### Set exercise:
Spot every line with the word "What" and return it.

********************

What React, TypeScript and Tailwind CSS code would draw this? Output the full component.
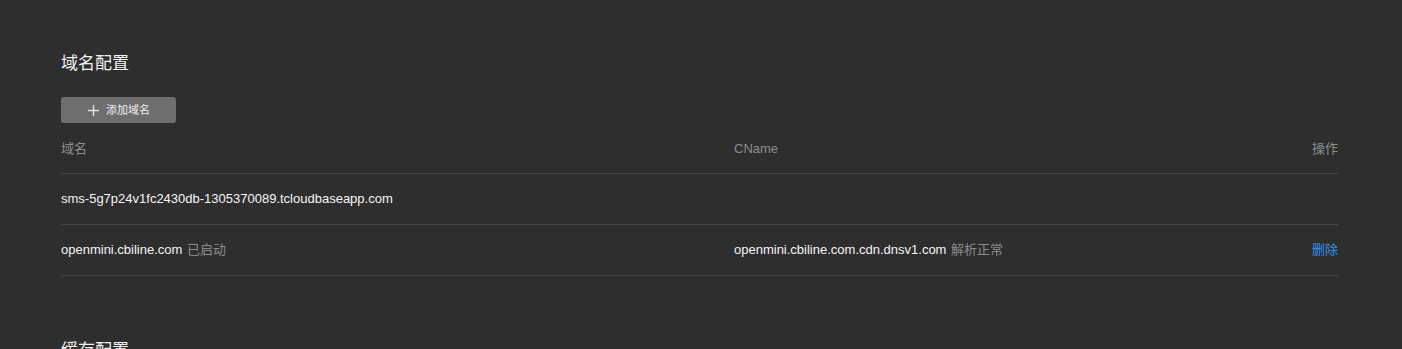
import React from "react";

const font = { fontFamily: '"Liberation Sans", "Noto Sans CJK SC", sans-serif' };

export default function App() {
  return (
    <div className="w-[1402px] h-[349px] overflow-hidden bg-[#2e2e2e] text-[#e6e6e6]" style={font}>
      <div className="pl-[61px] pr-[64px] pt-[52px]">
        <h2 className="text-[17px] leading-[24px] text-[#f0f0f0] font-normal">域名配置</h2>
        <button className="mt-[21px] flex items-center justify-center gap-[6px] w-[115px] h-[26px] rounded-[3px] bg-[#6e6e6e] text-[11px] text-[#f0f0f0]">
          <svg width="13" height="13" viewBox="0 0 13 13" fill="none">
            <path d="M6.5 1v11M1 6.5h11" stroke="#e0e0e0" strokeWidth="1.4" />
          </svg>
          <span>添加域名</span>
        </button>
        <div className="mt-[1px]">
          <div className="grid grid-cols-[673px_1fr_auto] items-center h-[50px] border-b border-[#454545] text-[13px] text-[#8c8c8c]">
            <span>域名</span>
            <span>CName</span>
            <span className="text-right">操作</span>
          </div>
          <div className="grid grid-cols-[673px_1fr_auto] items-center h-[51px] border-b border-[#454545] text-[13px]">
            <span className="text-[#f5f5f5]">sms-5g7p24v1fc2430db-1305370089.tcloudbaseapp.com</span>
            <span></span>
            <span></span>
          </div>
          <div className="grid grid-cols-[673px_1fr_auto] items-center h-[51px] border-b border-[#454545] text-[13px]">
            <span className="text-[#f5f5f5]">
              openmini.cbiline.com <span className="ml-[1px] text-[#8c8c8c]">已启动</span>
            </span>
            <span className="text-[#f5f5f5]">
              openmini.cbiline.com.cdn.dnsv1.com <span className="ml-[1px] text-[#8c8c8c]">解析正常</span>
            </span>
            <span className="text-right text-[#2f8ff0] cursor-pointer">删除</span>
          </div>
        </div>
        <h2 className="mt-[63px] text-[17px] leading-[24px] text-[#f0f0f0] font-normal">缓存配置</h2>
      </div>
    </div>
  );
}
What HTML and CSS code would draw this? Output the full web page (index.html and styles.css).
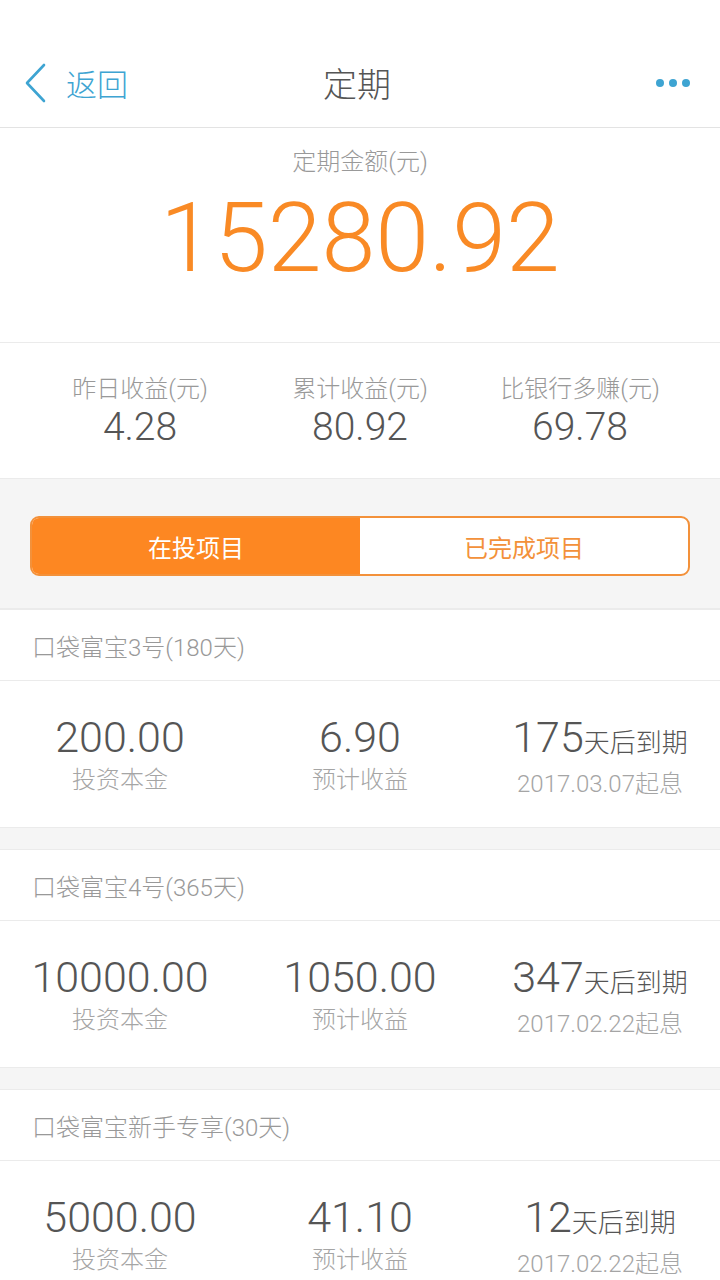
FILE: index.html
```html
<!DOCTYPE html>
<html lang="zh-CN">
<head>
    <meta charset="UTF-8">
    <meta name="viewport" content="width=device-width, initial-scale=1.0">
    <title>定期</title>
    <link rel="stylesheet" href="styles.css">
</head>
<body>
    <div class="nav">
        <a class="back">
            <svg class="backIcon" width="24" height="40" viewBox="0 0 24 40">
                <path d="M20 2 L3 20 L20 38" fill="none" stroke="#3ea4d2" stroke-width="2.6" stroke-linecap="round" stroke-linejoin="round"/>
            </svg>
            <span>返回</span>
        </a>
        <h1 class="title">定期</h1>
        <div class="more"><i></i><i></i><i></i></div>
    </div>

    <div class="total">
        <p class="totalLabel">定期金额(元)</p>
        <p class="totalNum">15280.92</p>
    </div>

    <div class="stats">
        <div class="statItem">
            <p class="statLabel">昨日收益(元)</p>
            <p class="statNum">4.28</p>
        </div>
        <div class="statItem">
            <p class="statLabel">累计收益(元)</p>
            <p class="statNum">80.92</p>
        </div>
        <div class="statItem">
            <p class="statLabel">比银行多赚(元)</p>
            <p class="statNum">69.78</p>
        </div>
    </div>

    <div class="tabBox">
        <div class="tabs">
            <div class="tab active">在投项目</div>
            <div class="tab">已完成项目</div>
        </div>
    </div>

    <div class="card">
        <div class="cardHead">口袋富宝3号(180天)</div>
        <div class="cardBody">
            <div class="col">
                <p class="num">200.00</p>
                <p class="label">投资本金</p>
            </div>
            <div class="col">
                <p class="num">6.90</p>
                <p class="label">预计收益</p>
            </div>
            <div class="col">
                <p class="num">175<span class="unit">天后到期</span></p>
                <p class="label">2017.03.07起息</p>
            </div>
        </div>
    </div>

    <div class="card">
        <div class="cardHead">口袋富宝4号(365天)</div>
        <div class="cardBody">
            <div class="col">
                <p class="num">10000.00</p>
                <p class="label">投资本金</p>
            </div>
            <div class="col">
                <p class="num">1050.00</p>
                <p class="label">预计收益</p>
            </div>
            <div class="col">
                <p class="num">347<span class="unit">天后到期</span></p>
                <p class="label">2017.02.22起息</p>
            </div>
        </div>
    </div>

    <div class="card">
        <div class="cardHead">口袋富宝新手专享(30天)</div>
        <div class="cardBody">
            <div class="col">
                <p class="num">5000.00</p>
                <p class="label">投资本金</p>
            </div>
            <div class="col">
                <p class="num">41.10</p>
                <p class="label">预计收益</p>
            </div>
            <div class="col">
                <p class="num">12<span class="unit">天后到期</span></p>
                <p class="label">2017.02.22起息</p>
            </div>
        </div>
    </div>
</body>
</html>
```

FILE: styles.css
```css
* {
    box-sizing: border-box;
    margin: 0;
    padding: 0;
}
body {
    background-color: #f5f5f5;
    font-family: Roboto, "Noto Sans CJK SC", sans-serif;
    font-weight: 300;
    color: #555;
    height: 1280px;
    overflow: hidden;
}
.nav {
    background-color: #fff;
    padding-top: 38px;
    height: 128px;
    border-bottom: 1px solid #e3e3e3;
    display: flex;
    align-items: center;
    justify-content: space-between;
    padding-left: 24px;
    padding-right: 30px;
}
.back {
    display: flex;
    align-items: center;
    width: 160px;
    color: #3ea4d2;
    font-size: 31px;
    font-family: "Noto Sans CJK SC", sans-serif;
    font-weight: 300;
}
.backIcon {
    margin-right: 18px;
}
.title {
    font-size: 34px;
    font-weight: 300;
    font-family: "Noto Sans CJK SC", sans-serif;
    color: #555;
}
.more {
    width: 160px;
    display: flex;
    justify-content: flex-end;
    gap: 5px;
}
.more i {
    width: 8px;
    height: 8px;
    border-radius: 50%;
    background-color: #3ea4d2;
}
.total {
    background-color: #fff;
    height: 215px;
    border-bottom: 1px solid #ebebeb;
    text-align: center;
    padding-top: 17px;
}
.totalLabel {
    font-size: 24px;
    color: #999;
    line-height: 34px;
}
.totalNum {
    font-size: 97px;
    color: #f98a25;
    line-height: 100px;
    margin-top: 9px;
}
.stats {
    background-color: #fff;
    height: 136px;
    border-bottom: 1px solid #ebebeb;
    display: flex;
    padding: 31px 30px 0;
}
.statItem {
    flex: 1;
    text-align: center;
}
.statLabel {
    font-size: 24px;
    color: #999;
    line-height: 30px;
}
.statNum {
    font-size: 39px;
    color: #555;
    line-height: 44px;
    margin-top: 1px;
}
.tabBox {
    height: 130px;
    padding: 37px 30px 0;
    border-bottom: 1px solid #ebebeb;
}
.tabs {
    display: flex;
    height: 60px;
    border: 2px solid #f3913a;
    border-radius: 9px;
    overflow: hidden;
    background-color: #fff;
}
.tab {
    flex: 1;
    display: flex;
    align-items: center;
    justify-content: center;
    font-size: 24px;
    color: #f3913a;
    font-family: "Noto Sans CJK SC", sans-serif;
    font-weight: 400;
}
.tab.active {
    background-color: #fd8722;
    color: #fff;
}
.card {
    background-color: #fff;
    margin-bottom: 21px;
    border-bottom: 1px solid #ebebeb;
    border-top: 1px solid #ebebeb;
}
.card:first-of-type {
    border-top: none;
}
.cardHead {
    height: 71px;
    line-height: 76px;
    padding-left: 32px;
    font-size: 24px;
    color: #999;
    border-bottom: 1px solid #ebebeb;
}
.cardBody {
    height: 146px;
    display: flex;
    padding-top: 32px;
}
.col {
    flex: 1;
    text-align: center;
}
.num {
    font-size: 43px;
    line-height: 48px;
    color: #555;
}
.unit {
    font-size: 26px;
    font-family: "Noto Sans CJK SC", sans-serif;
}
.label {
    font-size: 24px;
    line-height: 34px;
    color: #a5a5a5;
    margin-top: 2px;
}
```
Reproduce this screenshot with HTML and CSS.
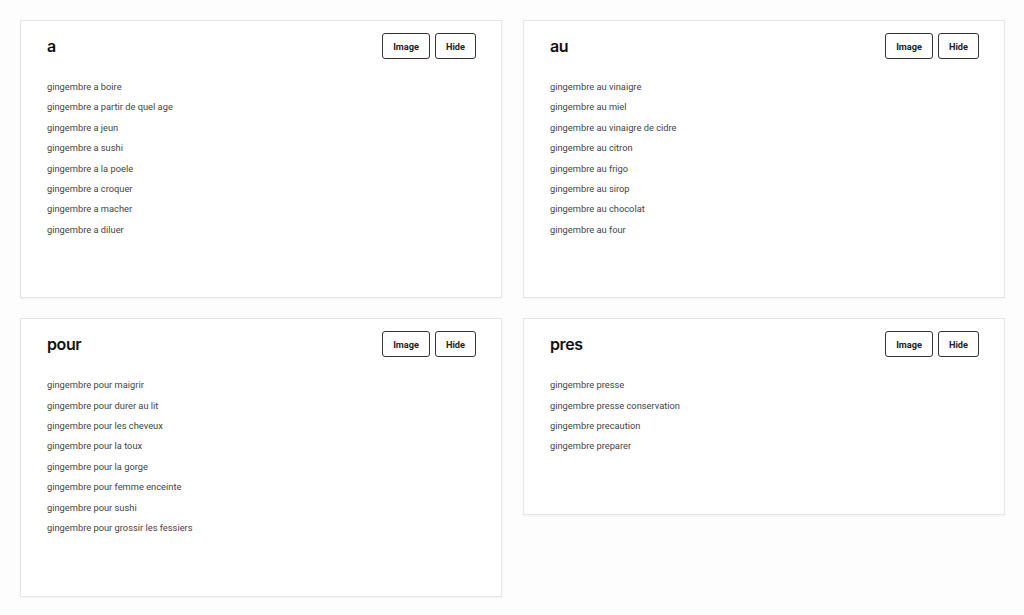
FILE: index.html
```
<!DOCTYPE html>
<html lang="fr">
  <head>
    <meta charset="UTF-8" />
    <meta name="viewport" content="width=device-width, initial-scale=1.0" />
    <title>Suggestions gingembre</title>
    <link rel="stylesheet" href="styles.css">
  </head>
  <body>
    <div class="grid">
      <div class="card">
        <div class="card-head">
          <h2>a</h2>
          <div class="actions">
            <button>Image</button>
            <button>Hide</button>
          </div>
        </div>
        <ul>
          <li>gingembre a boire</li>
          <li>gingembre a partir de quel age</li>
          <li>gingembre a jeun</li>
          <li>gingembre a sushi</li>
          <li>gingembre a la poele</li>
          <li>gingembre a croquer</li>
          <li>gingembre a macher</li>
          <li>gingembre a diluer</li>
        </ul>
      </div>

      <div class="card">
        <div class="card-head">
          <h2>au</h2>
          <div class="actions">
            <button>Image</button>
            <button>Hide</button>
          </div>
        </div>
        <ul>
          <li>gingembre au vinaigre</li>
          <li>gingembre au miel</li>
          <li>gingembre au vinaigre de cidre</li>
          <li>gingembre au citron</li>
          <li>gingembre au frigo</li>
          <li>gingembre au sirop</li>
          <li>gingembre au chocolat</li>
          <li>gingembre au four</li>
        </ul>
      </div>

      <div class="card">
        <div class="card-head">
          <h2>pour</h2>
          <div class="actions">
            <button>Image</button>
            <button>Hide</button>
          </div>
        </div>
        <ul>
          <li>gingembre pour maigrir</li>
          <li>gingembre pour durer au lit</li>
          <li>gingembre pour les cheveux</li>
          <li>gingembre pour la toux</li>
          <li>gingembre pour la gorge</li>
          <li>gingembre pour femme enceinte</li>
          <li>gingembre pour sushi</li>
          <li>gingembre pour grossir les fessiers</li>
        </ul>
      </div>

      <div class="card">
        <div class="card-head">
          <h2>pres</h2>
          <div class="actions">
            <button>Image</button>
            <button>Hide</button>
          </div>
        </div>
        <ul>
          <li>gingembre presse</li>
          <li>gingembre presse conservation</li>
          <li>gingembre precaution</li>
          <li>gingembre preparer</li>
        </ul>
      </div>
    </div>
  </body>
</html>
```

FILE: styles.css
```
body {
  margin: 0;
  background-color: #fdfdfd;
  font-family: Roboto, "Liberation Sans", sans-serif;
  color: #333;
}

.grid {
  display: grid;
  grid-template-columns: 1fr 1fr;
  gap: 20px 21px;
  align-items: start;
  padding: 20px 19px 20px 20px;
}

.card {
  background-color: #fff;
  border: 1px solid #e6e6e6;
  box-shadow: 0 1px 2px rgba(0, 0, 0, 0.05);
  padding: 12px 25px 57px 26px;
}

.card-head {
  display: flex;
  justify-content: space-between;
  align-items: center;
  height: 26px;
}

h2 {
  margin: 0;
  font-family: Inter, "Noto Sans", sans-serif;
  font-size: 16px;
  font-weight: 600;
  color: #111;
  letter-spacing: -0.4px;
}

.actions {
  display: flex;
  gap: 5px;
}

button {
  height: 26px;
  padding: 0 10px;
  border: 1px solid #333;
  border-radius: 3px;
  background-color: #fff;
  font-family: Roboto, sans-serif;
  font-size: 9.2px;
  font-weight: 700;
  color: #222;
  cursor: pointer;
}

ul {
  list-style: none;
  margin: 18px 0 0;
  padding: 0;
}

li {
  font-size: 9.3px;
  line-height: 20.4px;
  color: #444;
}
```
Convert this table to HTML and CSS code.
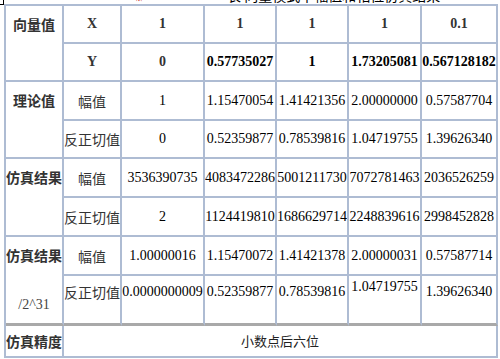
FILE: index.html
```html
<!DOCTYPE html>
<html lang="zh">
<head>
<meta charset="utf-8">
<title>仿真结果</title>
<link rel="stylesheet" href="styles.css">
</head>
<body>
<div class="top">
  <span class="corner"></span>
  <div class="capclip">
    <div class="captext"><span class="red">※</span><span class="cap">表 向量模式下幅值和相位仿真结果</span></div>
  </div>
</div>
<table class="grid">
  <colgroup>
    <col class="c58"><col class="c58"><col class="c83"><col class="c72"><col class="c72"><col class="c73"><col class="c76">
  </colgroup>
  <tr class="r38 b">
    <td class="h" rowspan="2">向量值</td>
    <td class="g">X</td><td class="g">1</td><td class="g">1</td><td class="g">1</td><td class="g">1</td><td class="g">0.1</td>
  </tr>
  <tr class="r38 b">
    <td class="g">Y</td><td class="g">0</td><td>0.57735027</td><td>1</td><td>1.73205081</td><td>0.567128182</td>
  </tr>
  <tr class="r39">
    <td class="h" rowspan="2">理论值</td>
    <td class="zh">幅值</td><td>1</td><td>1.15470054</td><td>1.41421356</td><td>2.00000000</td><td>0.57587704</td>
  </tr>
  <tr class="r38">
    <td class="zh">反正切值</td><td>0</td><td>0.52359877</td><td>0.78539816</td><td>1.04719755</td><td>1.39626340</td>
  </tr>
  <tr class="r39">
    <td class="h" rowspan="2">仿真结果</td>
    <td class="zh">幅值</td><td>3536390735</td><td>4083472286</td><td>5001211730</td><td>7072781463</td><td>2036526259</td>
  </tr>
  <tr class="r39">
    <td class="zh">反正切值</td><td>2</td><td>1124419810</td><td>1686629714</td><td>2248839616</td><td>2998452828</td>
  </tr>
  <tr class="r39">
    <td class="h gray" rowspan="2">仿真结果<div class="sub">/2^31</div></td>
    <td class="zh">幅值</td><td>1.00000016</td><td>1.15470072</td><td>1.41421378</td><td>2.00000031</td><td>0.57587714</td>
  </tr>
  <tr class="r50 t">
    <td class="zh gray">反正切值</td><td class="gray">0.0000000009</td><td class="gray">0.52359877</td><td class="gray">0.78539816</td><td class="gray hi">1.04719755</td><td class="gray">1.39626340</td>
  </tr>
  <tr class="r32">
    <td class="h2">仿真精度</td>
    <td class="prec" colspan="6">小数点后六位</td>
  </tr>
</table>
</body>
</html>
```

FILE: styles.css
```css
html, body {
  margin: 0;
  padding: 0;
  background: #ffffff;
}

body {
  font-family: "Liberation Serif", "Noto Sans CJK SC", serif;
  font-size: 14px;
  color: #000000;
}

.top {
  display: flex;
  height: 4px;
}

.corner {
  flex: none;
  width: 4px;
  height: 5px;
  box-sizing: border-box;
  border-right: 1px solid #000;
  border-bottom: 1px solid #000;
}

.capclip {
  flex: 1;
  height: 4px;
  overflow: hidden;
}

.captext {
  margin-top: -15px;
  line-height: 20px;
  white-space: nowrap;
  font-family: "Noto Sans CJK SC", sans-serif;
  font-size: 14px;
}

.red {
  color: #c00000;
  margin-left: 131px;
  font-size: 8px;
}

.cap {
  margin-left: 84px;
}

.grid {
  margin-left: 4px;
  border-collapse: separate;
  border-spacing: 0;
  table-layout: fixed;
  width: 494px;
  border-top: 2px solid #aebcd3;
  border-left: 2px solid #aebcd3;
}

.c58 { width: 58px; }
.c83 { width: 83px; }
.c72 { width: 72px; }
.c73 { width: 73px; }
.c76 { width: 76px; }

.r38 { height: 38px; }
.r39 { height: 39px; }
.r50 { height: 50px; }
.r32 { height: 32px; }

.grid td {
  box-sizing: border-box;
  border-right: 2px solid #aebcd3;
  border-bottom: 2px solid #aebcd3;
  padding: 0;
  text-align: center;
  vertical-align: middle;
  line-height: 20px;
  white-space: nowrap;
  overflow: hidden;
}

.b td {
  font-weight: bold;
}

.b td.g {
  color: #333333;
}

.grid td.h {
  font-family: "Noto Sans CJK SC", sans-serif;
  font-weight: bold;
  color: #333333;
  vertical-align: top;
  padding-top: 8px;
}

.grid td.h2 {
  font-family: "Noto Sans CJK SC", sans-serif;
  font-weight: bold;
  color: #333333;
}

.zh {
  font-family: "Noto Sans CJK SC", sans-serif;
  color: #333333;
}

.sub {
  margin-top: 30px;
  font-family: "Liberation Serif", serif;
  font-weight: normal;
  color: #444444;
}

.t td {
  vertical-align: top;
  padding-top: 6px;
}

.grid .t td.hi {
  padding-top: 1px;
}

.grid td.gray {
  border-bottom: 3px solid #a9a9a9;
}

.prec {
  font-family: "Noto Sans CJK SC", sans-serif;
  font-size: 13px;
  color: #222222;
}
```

********************

### Exercise result:
What React, TypeScript and Tailwind CSS code would draw this? Output the full component.
What HTML and CSS code would draw this? Output the full web page (index.html and styles.css).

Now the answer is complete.